Open nehanims opened 4 weeks ago

nehanims commented 4 weeks ago

micronaut seems to be designed with certain features integrated in it to build distributed cloud native applications.

https://www.baeldung.com/micronaut-vs-spring-boot

  1. Distributed Configuration What it is: In cloud environments, applications often run across multiple instances or nodes, each of which might need access to configuration settings (like database credentials, API keys, or environment-specific variables). Distributed configuration allows for the centralized management of these settings so that all instances of an application can retrieve their configurations from a common source.
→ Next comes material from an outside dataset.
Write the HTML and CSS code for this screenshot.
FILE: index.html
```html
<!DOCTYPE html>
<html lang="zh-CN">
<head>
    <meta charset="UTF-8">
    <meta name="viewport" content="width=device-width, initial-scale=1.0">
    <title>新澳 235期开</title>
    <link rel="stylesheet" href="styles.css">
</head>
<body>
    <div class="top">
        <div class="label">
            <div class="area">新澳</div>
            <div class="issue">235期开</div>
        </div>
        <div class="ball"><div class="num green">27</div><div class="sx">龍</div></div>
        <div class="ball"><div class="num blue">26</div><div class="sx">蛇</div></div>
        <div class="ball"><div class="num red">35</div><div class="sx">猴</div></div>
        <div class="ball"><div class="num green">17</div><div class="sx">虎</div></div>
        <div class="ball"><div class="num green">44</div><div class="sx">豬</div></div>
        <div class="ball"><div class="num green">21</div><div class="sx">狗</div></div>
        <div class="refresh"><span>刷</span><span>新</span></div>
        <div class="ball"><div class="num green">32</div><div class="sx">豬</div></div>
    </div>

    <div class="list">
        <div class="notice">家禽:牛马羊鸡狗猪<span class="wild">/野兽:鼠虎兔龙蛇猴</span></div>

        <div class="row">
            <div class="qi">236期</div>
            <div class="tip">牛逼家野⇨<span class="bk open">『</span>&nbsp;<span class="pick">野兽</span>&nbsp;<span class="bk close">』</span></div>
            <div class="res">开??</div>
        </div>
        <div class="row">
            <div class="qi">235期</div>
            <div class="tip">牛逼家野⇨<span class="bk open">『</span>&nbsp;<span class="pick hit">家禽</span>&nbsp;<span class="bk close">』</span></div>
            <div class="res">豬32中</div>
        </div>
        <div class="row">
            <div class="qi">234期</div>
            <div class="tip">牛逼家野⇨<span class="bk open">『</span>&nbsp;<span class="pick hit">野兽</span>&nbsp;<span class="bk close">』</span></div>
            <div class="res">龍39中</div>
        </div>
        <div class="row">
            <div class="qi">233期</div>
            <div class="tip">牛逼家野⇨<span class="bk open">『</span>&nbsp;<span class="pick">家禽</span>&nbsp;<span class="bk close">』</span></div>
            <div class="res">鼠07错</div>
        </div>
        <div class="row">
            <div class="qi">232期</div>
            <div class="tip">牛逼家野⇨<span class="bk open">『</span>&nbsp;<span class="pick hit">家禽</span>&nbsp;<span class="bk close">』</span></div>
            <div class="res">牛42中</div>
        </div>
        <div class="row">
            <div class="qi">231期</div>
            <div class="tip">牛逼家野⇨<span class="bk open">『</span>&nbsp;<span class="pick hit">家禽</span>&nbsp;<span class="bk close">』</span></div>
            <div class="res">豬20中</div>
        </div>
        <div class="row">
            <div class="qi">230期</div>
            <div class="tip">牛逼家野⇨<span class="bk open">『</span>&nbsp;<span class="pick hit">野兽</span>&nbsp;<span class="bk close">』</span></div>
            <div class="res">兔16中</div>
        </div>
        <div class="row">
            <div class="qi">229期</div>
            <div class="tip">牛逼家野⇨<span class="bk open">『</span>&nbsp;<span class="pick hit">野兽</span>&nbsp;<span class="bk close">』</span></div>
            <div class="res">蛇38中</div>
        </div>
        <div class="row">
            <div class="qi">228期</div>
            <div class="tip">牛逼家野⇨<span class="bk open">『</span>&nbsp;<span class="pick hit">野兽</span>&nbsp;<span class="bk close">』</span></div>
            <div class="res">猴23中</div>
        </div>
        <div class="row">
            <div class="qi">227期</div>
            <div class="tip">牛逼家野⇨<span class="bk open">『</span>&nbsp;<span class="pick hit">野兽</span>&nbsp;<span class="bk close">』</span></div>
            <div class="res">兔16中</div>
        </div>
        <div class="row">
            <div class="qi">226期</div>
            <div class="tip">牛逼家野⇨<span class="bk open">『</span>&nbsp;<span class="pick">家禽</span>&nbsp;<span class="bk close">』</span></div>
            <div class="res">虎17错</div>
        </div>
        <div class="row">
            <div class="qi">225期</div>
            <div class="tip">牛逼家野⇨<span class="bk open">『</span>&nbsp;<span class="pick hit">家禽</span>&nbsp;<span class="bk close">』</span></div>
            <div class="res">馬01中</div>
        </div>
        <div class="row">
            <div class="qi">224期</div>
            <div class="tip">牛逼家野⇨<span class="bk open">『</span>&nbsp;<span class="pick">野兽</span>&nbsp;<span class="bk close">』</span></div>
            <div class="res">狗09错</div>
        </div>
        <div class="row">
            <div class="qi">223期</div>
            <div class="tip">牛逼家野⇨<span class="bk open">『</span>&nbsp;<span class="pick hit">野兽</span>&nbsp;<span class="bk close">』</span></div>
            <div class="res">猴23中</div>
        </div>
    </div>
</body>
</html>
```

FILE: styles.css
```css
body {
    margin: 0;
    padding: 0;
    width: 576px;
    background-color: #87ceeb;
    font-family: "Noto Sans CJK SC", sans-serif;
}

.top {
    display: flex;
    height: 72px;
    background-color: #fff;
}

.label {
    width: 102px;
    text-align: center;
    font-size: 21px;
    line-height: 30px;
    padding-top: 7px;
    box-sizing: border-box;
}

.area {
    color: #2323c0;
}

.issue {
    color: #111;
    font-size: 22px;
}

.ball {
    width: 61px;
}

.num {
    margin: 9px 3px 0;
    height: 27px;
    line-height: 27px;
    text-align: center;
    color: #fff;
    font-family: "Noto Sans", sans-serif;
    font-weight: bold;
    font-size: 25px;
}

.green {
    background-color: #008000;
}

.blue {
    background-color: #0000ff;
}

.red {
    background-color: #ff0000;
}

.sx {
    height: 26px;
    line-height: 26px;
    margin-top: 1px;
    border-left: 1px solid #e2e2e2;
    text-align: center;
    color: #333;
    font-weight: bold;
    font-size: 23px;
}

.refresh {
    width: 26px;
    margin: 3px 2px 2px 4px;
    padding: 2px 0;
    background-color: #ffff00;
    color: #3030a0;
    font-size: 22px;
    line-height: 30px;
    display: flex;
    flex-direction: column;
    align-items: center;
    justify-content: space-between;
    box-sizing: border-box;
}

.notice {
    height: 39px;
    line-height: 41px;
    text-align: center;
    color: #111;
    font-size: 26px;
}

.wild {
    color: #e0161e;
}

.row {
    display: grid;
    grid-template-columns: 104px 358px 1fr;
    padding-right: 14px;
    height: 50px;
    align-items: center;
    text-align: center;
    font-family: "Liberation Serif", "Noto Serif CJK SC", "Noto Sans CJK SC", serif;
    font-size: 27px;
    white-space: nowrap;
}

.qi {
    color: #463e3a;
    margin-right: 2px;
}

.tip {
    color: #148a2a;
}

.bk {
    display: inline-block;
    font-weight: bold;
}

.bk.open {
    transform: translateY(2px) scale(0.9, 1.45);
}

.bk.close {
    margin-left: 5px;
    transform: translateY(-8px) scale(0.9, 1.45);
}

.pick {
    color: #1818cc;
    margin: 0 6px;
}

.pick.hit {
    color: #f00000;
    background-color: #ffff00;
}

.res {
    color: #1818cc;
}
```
Micronaut's Role: Micronaut supports distributed configuration by integrating with configuration management tools like Spring Cloud Config, AWS Parameter Store, Consul, etc. This allows your microservices to fetch their configuration from a central place, reducing the risk of inconsistencies and simplifying the process of updating configurations across the entire system.
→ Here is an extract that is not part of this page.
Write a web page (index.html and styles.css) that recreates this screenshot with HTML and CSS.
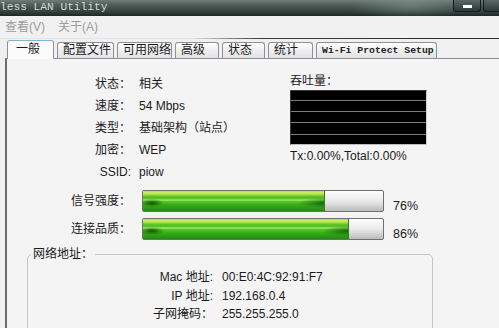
FILE: index.html
```
<!DOCTYPE html>
<html lang="zh-CN">
<head>
<meta charset="utf-8">
<title>Wireless LAN Utility</title>
<link rel="stylesheet" href="styles.css">
</head>
<body>
<div class="titlebar">
  <span class="title">less LAN Utility</span>
  <div class="wbtns"><span class="wbtn min"></span><span class="wbtn max"></span></div>
</div>
<div class="menubar"><span>查看(V)</span><span>关于(A)</span></div>
<div class="sep"></div>
<div class="tabs">
  <div class="tab sel t1">一般</div>
  <div class="tab t2">配置文件</div>
  <div class="tab t3">可用网络</div>
  <div class="tab t4">高级</div>
  <div class="tab t5">状态</div>
  <div class="tab t6">统计</div>
  <div class="tab t7 mono">Wi-Fi Protect Setup</div>
</div>
<div class="panel">
  <div class="top">
    <div class="info">
      <span class="lbl">状态：</span><span>相关</span>
      <span class="lbl">速度：</span><span>54 Mbps</span>
      <span class="lbl">类型：</span><span>基础架构（站点）</span>
      <span class="lbl">加密：</span><span>WEP</span>
      <span class="lbl">SSID:</span><span>piow</span>
    </div>
    <div class="thru">
      <div class="cap">吞吐量：</div>
      <div class="graph"></div>
      <div class="tx">Tx:0.00%,Total:0.00%</div>
    </div>
  </div>
  <div class="bars">
    <span class="lbl">信号强度：</span>
    <div class="bar"><div class="fill" style="width:76%"></div></div>
    <span class="pct">76%</span>
    <span class="lbl">连接品质：</span>
    <div class="bar"><div class="fill" style="width:86%"></div></div>
    <span class="pct">86%</span>
  </div>
  <fieldset class="group">
    <legend>网络地址：</legend>
    <div class="addr">
      <span class="lbl">Mac 地址:</span><span>00:E0:4C:92:91:F7</span>
      <span class="lbl">IP 地址:</span><span>192.168.0.4</span>
      <span class="lbl">子网掩码：</span><span>255.255.255.0</span>
    </div>
  </fieldset>
</div>
</body>
</html>
```
FILE: styles.css
```
* { box-sizing: border-box; }
html, body { margin: 0; }
body {
  width: 499px;
  height: 328px;
  overflow: hidden;
  background: #f0f0f0;
  font-family: "Liberation Sans", "Noto Sans CJK SC", sans-serif;
  font-size: 12px;
  color: #1b1b1b;
}

.titlebar {
  height: 16px;
  display: flex;
  justify-content: space-between;
  background:
    radial-gradient(ellipse 60px 14px at 410px 6px, rgba(170,185,180,.35), rgba(170,185,180,0)),
    linear-gradient(#6f7b77 0%, #4c5a56 35%, #36443f 70%, #1c2825 100%);
  overflow: hidden;
}
.title {
  font: 11.2px/15px "Liberation Mono", monospace;
  color: #d3dad6;
}
.wbtns { display: flex; gap: 2px; margin-right: -12px; }
.wbtn {
  width: 28px;
  height: 12px;
  border: 1px solid #141c1a;
  border-top: none;
  border-radius: 0 0 3px 3px;
  background: linear-gradient(#5a6966, #2c3835);
  display: flex;
  justify-content: center;
  align-items: center;
}
.wbtn.min::after {
  content: "";
  width: 9px;
  height: 3px;
  background: #fff;
  margin-top: 1px;
}

.menubar {
  height: 22px;
  display: flex;
  align-items: center;
  gap: 13px;
  padding-left: 5px;
  color: #9c9c9c;
  background: #f1f1f1;
  line-height: 16px;
}
.sep {
  height: 1px;
  background: linear-gradient(to right, #e6e6e6 0, #e6e6e6 190px, #3c3c3c 260px, #2a2a2a 100%);
}

.tabs {
  height: 19px;
  display: flex;
  align-items: flex-end;
  gap: 3px;
  padding-left: 7px;
}
.tab {
  height: 16px;
  border: 1px solid #8d9096;
  border-bottom: none;
  border-radius: 3px 3px 0 0;
  background: linear-gradient(#fefefe, #efefef 50%, #e2e2e2);
  padding-left: 5px;
  line-height: 15px;
  white-space: nowrap;
}
.tab.sel {
  height: 19px;
  margin-bottom: -1px;
  position: relative;
  z-index: 1;
  background: #fbfbfb;
  border-top-color: #86b0cf;
  padding-left: 8px;
  line-height: 16px;
}
.t1 { width: 47px; }
.t2 { width: 57px; }
.t3 { width: 55px; }
.t4 { width: 44px; }
.t5 { width: 43px; }
.t6 { width: 45px; }
.t7 { width: 121px; }
.mono {
  font: bold 9.8px/15px "Liberation Mono", monospace;
  color: #222;
}

.panel {
  margin-left: 5px;
  height: 270px;
  overflow: hidden;
  border-left: 2px solid #6c6c6c;
  border-top: 1px solid #8d9096;
  background: #f4f4f4;
}

.top {
  display: grid;
  grid-template-columns: 283px 137px;
  padding-top: 14px;
}
.info {
  display: grid;
  grid-template-columns: 124px auto;
  column-gap: 8px;
  grid-auto-rows: 22px;
  align-items: center;
  line-height: 16px;
}
.lbl { text-align: right; white-space: nowrap; }

.thru { line-height: 16px; }
.graph {
  margin-top: 1px;
  width: 137px;
  height: 55px;
  border: 1px solid #3a3a3a;
  border-right-color: #cfcfcf;
  border-bottom-color: #bdbdbd;
  background:
    linear-gradient(#7c7c7c, #7c7c7c) 0 9px / 100% 1px no-repeat,
    linear-gradient(#7c7c7c, #7c7c7c) 0 20px / 100% 1px no-repeat,
    linear-gradient(#7c7c7c, #7c7c7c) 0 31px / 100% 1px no-repeat,
    linear-gradient(#7c7c7c, #7c7c7c) 0 43px / 100% 1px no-repeat,
    #000;
}
.tx { margin-top: 3px; white-space: nowrap; }

.bars {
  margin-top: 7px;
  display: grid;
  grid-template-columns: 124px 253px auto;
  grid-auto-rows: 22px;
  row-gap: 6px;
  align-items: center;
  line-height: 16px;
}
.bar {
  margin-left: 11px;
  width: 242px;
  height: 22px;
  border: 1px solid #6f6f6f;
  border-radius: 2px;
  overflow: hidden;
  background: linear-gradient(#fdfdfd 0%, #f1f1f1 35%, #e2e2e2 60%, #c9c9c9 85%, #bcbcbc 100%);
}
.fill {
  height: 100%;
  background:
    radial-gradient(ellipse 12px 4px at 9px 12px, rgba(12,72,6,.9), rgba(12,72,6,0)),
    radial-gradient(ellipse 26px 5px at 100% 12px, rgba(18,90,10,.85), rgba(18,90,10,0)),
    linear-gradient(#b5dd48 0px, #cdef62 2px, #96d83e 4px, #4cbc22 6px, #5dc92c 8px, #a6ef74 9px, #56c52a 10.5px, #36ab18 14px, #2b9c14 17px, #27871a 20px);
  border-right: 1px solid #3d7a22;
}
.pct {
  align-self: start;
  padding-top: 8px;
  padding-left: 9px;
  font-size: 12.5px;
}

.group {
  margin: 6px 0 0 20px;
  width: 406px;
  height: 90px;
  padding: 6px 0 0 3px;
  border: 1px solid #c6c6c6;
  border-radius: 5px;
  min-width: 0;
}
.group legend {
  padding: 0 2px;
  line-height: 16px;
}
.addr {
  display: grid;
  grid-template-columns: 182px auto;
  column-gap: 9px;
  grid-auto-rows: 18.5px;
  align-items: center;
  line-height: 16px;
}
```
  2. Service Discovery What it is: In a microservices architecture, services need to know the locations (IP addresses or URLs) of other services they depend on. Instead of hardcoding these locations, service discovery allows services to dynamically discover each other at runtime, making the system more resilient and scalable. Micronaut's Role: Micronaut has built-in support for service discovery through integrations with tools like Eureka, Consul, or Kubernetes' native service discovery mechanisms. This means that your Micronaut services can automatically register themselves with a service registry and discover other services without requiring manual configuration.
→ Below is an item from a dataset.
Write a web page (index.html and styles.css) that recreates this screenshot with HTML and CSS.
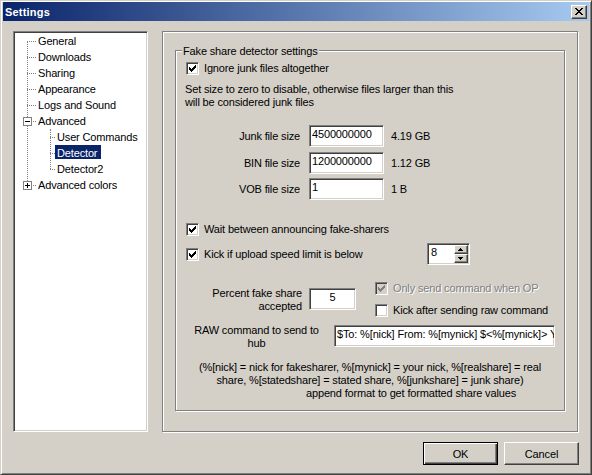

  3. Client-Side Load Balancing What it is: In a distributed system, multiple instances of a service may be running to handle the load. Client-side load balancing means that the client (or service) making a request can choose which instance of the target service to send the request to, based on a load-balancing strategy (e.g., round-robin, random, etc.). Micronaut's Role: Micronaut supports client-side load balancing by allowing services to use the service registry to fetch a list of available instances of a service and then select the best one to handle the request. This is particularly useful in microservices environments where services are dynamically scaled up or down based on demand.
  4. Distributed Tracing What it is: Distributed tracing is a method used to monitor and troubleshoot microservices architectures by tracing the flow of a request through multiple services. This helps in identifying performance bottlenecks, latency issues, or failures in the system. Micronaut's Role: Micronaut integrates with distributed tracing systems like Zipkin and Jaeger. It automatically generates trace IDs and spans as requests flow through different services, making it easier to trace the entire journey of a request across multiple microservices and identify where problems may arise.
  5. Serverless Functions What it is: Serverless functions are small, stateless code units that are triggered by events (like an HTTP request or a message in a queue) and can be executed without provisioning or managing servers. They are typically used in Function-as-a-Service (FaaS) platforms like AWS Lambda, Azure Functions, or Google Cloud Functions. Micronaut's Role: Micronaut is designed to run efficiently in serverless environments. It has fast startup times and low memory consumption, which are crucial for serverless functions. Micronaut can package your business logic as serverless functions and deploy them to cloud platforms, taking advantage of features like event-driven programming, scaling, and cost efficiency associated with serverless architectures. Each of these features helps developers build robust, scalable, and maintainable microservices that can easily integrate with modern cloud environments. Micronaut abstracts much of the complexity involved in managing these aspects, allowing developers to focus more on writing business logic rather than dealing with infrastructure concerns.